4. Study the plans given here for putting in a light and see if some one of them will not fit your case.
6. Remember, the stronger your light works, or the more contrast it gives, the more you will have to diffuse your light. Use the white curtains or the head screen for this purpose.
7. If your light is about to baffle you, try to assist matters by modifying your developer.
8. Regardless of what your light may be, work to get the light falling on your subject at an angle of 45 degrees, and you will be all right.
9. If one side of your subject's face is too white and the other too dark, your light is stronger than the top; soften it down.
10. If heavy shadows appear under the eyes, nose and chin, your top light is stronger than the side; cut it off.
11. Get the top and side light working in harmony.
12. Use a headrest on any exposures of over two seconds; it saves "resits."
13. Sometimes a bad reflected light may strike the shadow cheek. It may come from the floor. Have the floor painted a dull brown or use carpet of that tone.

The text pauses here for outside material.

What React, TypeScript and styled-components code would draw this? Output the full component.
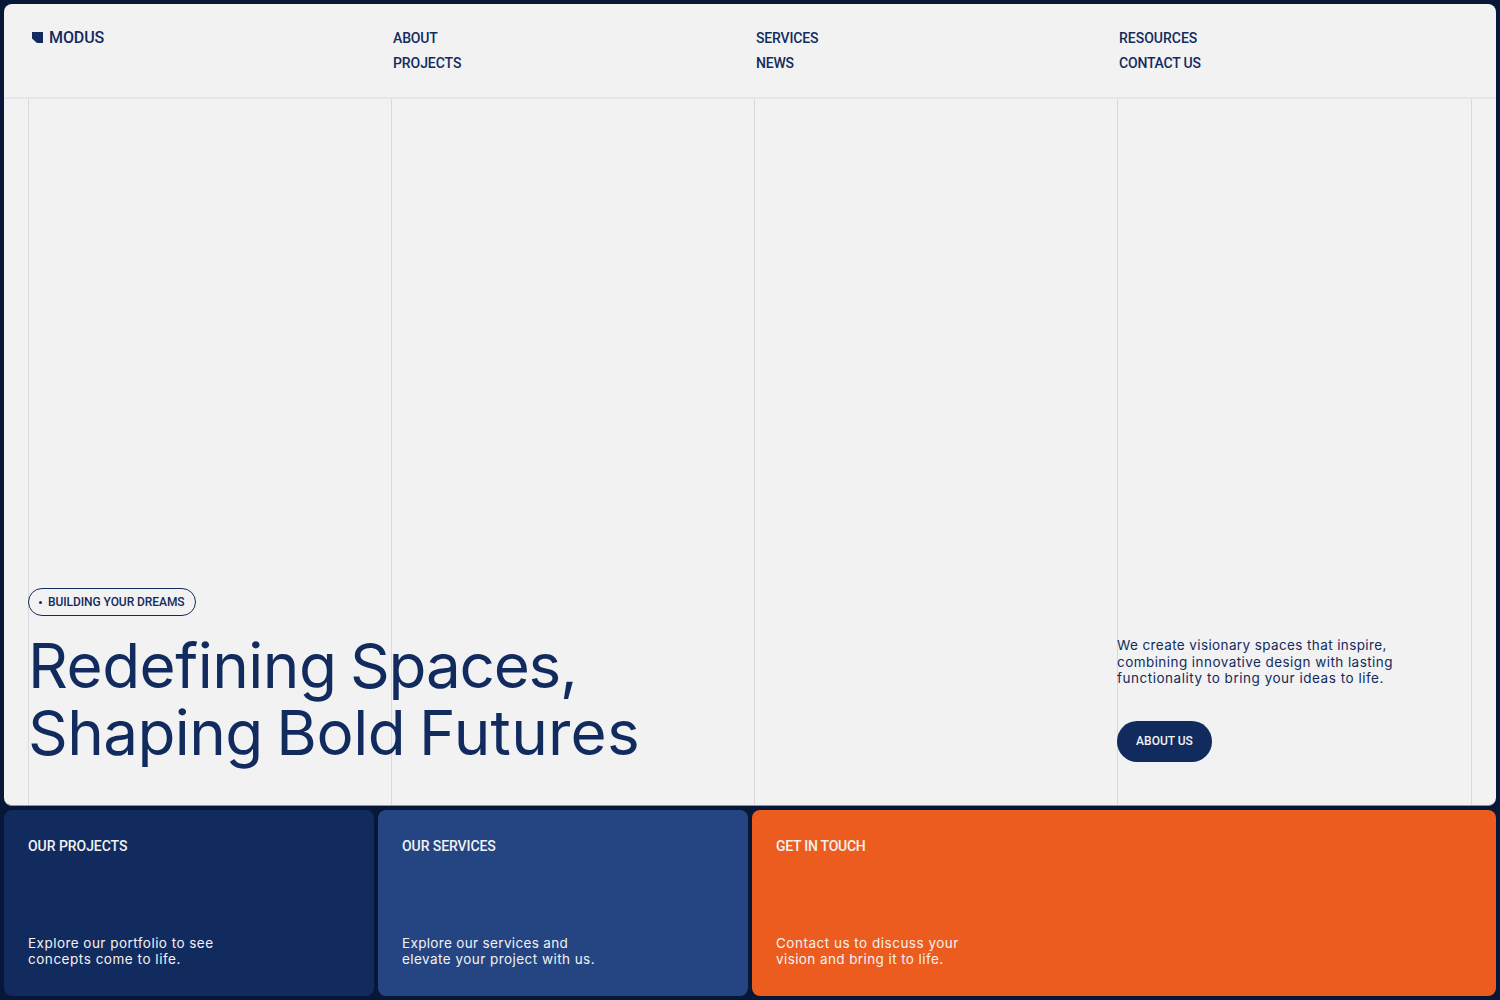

14. Do not use any more reflected light on the shadow side of the face than necessary. Reflected light destroys modeling. However, the shadows must be illuminated, so use just enough for that purpose.
15. Do not use the reflector too near the subject, nor too far toward the rear of them, but have it well up to the front.
16. If your light should happen to be a south light, have a curtain of thin cloth, pink in color, running on a wire, so that it may drop down from the skylight clear to the floor. Have this curtain come between your subject and the side light. It will give a softer and more delicate negative.
17. Time for the shadows always, paying no attention to the high lights.
18. Develop for the high lights, paying no attention to the shadows.